Across the street from the National Museum is Al-Takkiya Al-Sulaymania, a collection of a mosque, a souk for the traditional handicrafts and a military museum.  Built in the 16th century by the Ottomans, the whole complex was once a religious compound.  Its mosque is of the most beautiful religious buildings in the world.

Other historic spots in the city which are worth a lingering visit are the Saint Hanania, an underground church named after a saint who it is said cured the eyes of St. Paul; the Church of Saint Paul, forming a part of the old city ramparts which was erected to commemorate Saint Paul’s miraculous escape from the Romans by way of a small window in the walls; the Citadel of Damascus, built in 1216 by the brother of Saladin; the Science and Medical Museum housed in the Birmistan of Nur al-Din; Bab al-Saghir, a graveyard which contains many of the mausoleums of the Prophet Muhammad’s family and the  tomb of Muawiya, the first and greatest of the Umayyad Caliphs; the tomb of the famous Saladin next door to the Umayyad Mosque; and the Adelia, Zahiria and Jumukjia schools built between the 12th and 13th centuries.

After a visitor tires of exploring historical structures, there remain the ancient avenues.  The Street Called Straight, known in Arabic as Bab Sharqi, was in Roman times the hub of the city.  Today, this mile long street intersected at right angles with laneways is little changed from the days of Imperial Rome.  Each of the connecting alleyways specializes in a certain product and all connect with Souk al-Hamadiah, one of the most popular shopping markets in the East and famous as far away as the Americas.  The whole street, built by the Ottomans about a hundred years ago, is roofed and banned to traffic.  Famous for the handmade goods sold by its merchants, it is a mecca for tourists.  From all over the world they come to purchase the famous Damascus brocade, damask fabrics and inlay works of brass, ivory, and silver.  However, in our modern age, intermixed with these world-famous handmade works of art are the plastic trinkets and other machine-made products of the West.  Nevertheless, they only appear to add colour to the historic products produced for centuries.  Some tourists journey to Damascus only to shop in this Souk that a number of writers have asserted is the prototype of the western supermarket.

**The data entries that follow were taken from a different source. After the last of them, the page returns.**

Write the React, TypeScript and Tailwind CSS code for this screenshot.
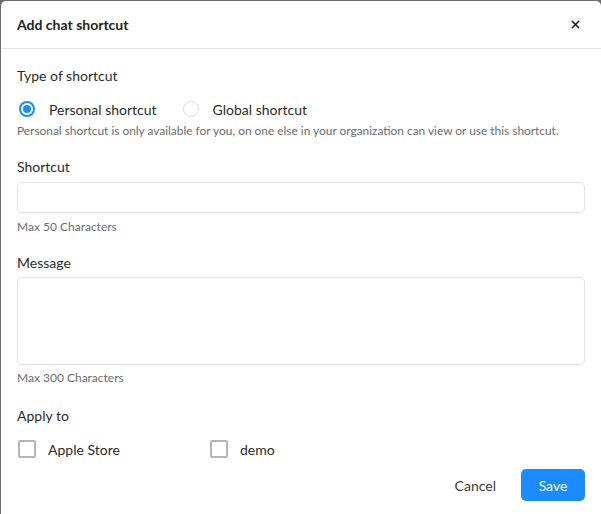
import React, { useState } from "react";
import { X } from "lucide-react";

const Radio: React.FC<{ checked: boolean; label: string; onClick: () => void }> = ({
  checked,
  label,
  onClick,
}) => (
  <button onClick={onClick} className="flex items-center h-5 mr-[24px]">
    <span
      className={`w-4 h-4 rounded-full flex items-center justify-center ml-[2px] ${
        checked ? "border-2 border-[#1a8cff]" : "border border-[#dcdce2]"
      }`}
    >
      {checked && <span className="w-2 h-2 rounded-full bg-[#1a8cff]" />}
    </span>
    <span className="ml-[14px] text-[14px] text-[#2b2b2b]">{label}</span>
  </button>
);

const Check: React.FC<{ label: string }> = ({ label }) => {
  const [on, setOn] = useState(false);
  return (
    <button onClick={() => setOn(!on)} className="flex items-center h-5 w-[192px]">
      <span
        className={`w-[18px] h-[18px] ml-[1px] rounded-[2px] border-2 ${
          on ? "bg-[#1a8cff] border-[#1a8cff]" : "border-[#b4b4ba]"
        }`}
      />
      <span className="ml-[12px] text-[14px] text-[#2b2b2b]">{label}</span>
    </button>
  );
};

export default function App() {
  const [type, setType] = useState<"personal" | "global">("personal");

  return (
    <div
      className="h-[514px] overflow-hidden bg-[#6e6e6e] pt-[1px] pl-[1px]"
      style={{ fontFamily: "Lato, 'Open Sans', sans-serif" }}
    >
      <div className="w-[600px] h-[560px] bg-white rounded-[5px]">
        {/* Header */}
        <div className="h-[48px] flex items-center justify-between pl-4 pr-[19px] border-b border-[#e3e4ea]">
          <h3 className="text-[14px] font-bold text-[#222]">Add chat shortcut</h3>
          <button className="text-[#111]">
            <X size={13} strokeWidth={2.6} />
          </button>
        </div>

        <div className="px-4">
          <div className="pt-[17px] text-[14px] leading-5 text-[#2b2b2b]">Type of shortcut</div>
          <div className="mt-[13px] flex">
            <Radio checked={type === "personal"} label="Personal shortcut" onClick={() => setType("personal")} />
            <Radio checked={type === "global"} label="Global shortcut" onClick={() => setType("global")} />
          </div>
          <p className="mt-[4px] text-[11.9px] leading-4 text-[#6b6b72]">
            Personal shortcut is only available for you, on one else in your organization can view or use this shortcut.
          </p>

          <div className="mt-[18px] text-[14px] leading-5 text-[#2b2b2b]">Shortcut</div>
          <input className="mt-[5px] block w-full h-[31px] rounded-[5px] border border-[#e1e1e8] px-3 text-[14px] outline-none" />
          <div className="mt-[6px] text-[12px] leading-4 text-[#6b6b72]">Max 50 Characters</div>

          <div className="mt-[18px] text-[14px] leading-5 text-[#2b2b2b]">Message</div>
          <textarea className="mt-[4px] block w-full h-[88px] rounded-[5px] border border-[#e1e1e8] px-3 py-2 text-[14px] outline-none resize-none" />
          <div className="mt-[5px] text-[12px] leading-4 text-[#6b6b72]">Max 300 Characters</div>

          <div className="mt-[20px] text-[14px] leading-5 text-[#2b2b2b]">Apply to</div>
          <div className="mt-[13px] flex">
            <Check label="Apple Store" />
            <Check label="demo" />
          </div>

          <div className="mt-[10px] flex justify-end items-center">
            <button className="px-3 h-8 text-[14px] text-[#3a3a40] mr-[13px]">Cancel</button>
            <button className="w-16 h-8 rounded-[5px] bg-[#1a8cff] text-white text-[14px]">Save</button>
          </div>
        </div>
      </div>
    </div>
  );
}
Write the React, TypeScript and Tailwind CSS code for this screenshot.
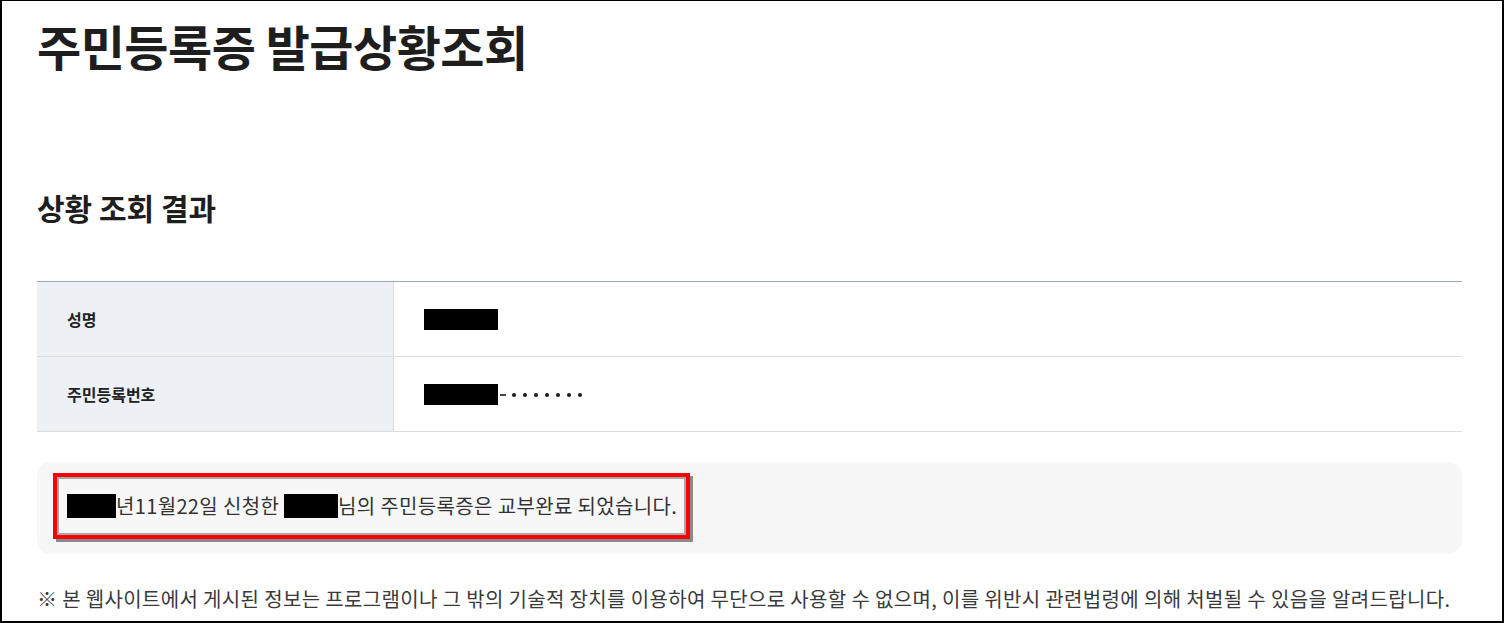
import React from "react";

const font = { fontFamily: '"Noto Sans CJK KR", "Noto Sans", sans-serif' };

function Redact({ w, h }: { w: number; h: number }) {
  return <span className="inline-block bg-black align-middle" style={{ width: w, height: h }} />;
}

export default function App() {
  const dots = [0, 1, 2, 3, 4, 5, 6];
  return (
    <div
      className="w-[1504px] h-[623px] overflow-hidden bg-white border-t border-l-2 border-r-2 border-b-2 border-black box-border"
      style={font}
    >
      <div className="pl-[35px] pr-[40px]">
        <h1 className="mt-[14px] text-[48px] leading-[60px] font-bold text-[#1e1e1e] tracking-[-0.5px]">
          주민등록증 발급상황조회
        </h1>
        <h2 className="mt-[112px] text-[30px] leading-[40px] font-bold text-[#1e1e1e]">상황 조회 결과</h2>
        <div className="mt-[54px] border-t border-[#98a9c0]">
          <div className="flex h-[75px] border-b border-[#dcdcdc]">
            <div className="w-[357px] bg-[#edf0f4] border-r border-[#dcdcdc] flex items-center pl-[30px] text-[16px] font-bold text-[#222]">
              성명
            </div>
            <div className="flex-1 flex items-center pl-[30px]">
              <Redact w={74} h={21} />
            </div>
          </div>
          <div className="flex h-[75px] border-b border-[#dcdcdc]">
            <div className="w-[357px] bg-[#edf0f4] border-r border-[#dcdcdc] flex items-center pl-[30px] text-[16px] font-bold text-[#222]">
              주민등록번호
            </div>
            <div className="flex-1 flex items-center pl-[30px]">
              <Redact w={74} h={21} />
              <span className="ml-[2px] mt-[1px] w-[6px] h-[2px] bg-[#444]" />
              <span className="ml-[6px] mt-[2px] flex gap-[7px]">
                {dots.map((d) => (
                  <span key={d} className="w-[4px] h-[4px] rounded-full bg-[#1a1a1a]" />
                ))}
              </span>
            </div>
          </div>
        </div>
        <div className="mt-[30px] h-[92px] rounded-[14px] bg-[#f7f7f7] pl-[16px] pt-[11px]">
          <div className="inline-block border-4 border-[#ff0000] shadow-[3px_3px_0_#8a8a8a]">
            <div className="border-2 border-[#a8a8a8] w-[629px] h-[58px] flex items-center pl-[8px] text-[20px] text-[#333] tracking-[0.35px]">
              <Redact w={49} h={24} />
              <span>년11월22일 신청한&nbsp;</span>
              <Redact w={54} h={24} />
              <span>님의 주민등록증은 교부완료 되었습니다.</span>
            </div>
          </div>
        </div>
        <p className="mt-[32px] text-[20px] leading-[26px] text-[#3a3a3a] tracking-[0.35px] whitespace-nowrap">
          ※ 본 웹사이트에서 게시된 정보는 프로그램이나 그 밖의 기술적 장치를 이용하여 무단으로 사용할 수 없으며, 이를 위반시 관련법령에 의해 처벌될 수 있음을 알려드랍니다.
        </p>
      </div>
    </div>
  );
}
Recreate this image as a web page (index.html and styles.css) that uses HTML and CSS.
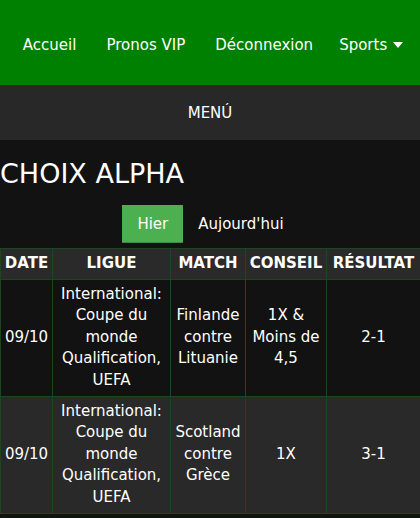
FILE: index.html
```html
<!DOCTYPE html>
<html lang="fr">
<head>
<meta charset="utf-8">
<link rel="stylesheet" href="styles.css">
</head>
<body>
<nav class="topnav">
  <a class="nav-link">Accueil</a>
  <a class="nav-link">Pronos VIP</a>
  <a class="nav-link">Déconnexion</a>
  <a class="nav-link dropdown">Sports <span class="caret"></span></a>
</nav>
<div class="menubar">MENÚ</div>
<h1 class="title">CHOIX ALPHA</h1>
<div class="tabs">
  <button class="tab active">Hier</button>
  <button class="tab">Aujourd'hui</button>
</div>
<table class="picks">
  <colgroup>
    <col class="c-date"><col class="c-ligue"><col class="c-match"><col class="c-conseil"><col class="c-result">
  </colgroup>
  <thead>
    <tr><th>DATE</th><th>LIGUE</th><th>MATCH</th><th>CONSEIL</th><th>RÉSULTAT</th></tr>
  </thead>
  <tbody>
    <tr>
      <td>09/10</td>
      <td>International: Coupe du monde Qualification, UEFA</td>
      <td>Finlande contre Lituanie</td>
      <td>1X &amp; Moins de 4,5</td>
      <td>2-1</td>
    </tr>
    <tr class="alt">
      <td>09/10</td>
      <td>International: Coupe du monde Qualification, UEFA</td>
      <td>Scotland contre Grèce</td>
      <td>1X</td>
      <td>3-1</td>
    </tr>
  </tbody>
</table>
</body>
</html>
```
FILE: styles.css
```css
html, body {
  margin: 0;
  padding: 0;
  background: #121212;
  color: #fff;
  font-family: "DejaVu Sans", Verdana, sans-serif;
  font-size: 15px;
}
.topnav {
  height: 85px;
  box-sizing: border-box;
  padding: 4px 17px 0 0;
  background: #008000;
  display: flex;
  align-items: center;
  justify-content: flex-end;
  gap: 30px;
}
.nav-link {
  color: #fff;
  font-size: 15px;
}
.nav-link.dropdown {
  margin-left: -4px;
}
.caret {
  display: inline-block;
  width: 0;
  height: 0;
  border-left: 5px solid transparent;
  border-right: 5px solid transparent;
  border-top: 6px solid #fff;
  vertical-align: middle;
  margin-left: 1px;
}
.menubar {
  height: 55px;
  background: #282828;
  display: flex;
  align-items: center;
  justify-content: center;
  padding-top: 1px;
  box-sizing: border-box;
  font-size: 15px;
}
.title {
  margin: 16px 0 13px;
  font-weight: normal;
  font-size: 27px;
  line-height: 36px;
}
.tabs {
  display: flex;
  justify-content: center;
  padding-left: 1px;
}
.tab {
  font-family: inherit;
  font-size: 15px;
  color: #fff;
  background: transparent;
  border: none;
  padding: 0 15px;
  height: 38px;
}
.tab.active {
  background: #4caf50;
  border-bottom: 1px solid #3d8b40;
}
.picks {
  margin-top: 5px;
  width: 100%;
  table-layout: fixed;
  border-collapse: collapse;
  text-align: center;
}
.c-date { width: 52px; }
.c-ligue { width: 118px; }
.c-match { width: 75px; }
.c-conseil { width: 81px; }
.c-result { width: 94px; }
.picks th, .picks td {
  border: 1px solid #1f451f;
  padding: 4px 1px;
  line-height: 21.6px;
}
.picks th {
  background: #2a2a2a;
  font-weight: bold;
  white-space: nowrap;
  overflow: visible;
}
.picks tr.alt td {
  background: #292929;
}
```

When shoppers have had enough of shopping and venerable sites, they can relax in the courtyard of an old Damascene home amid fruit trees and the perfume diffusing Rosa Damascena – a rose of Damascus which has been transplanted to the four corners of the world.  The natural calm beauty and the enticing atmosphere of the setting makes the heart begin to beat and become overwhelmed with an ambiguous sweet nostalgia.  Here the visitor can dream of old and new Damascus – a jewel on earth and an eternal mysterious city with a magic effect.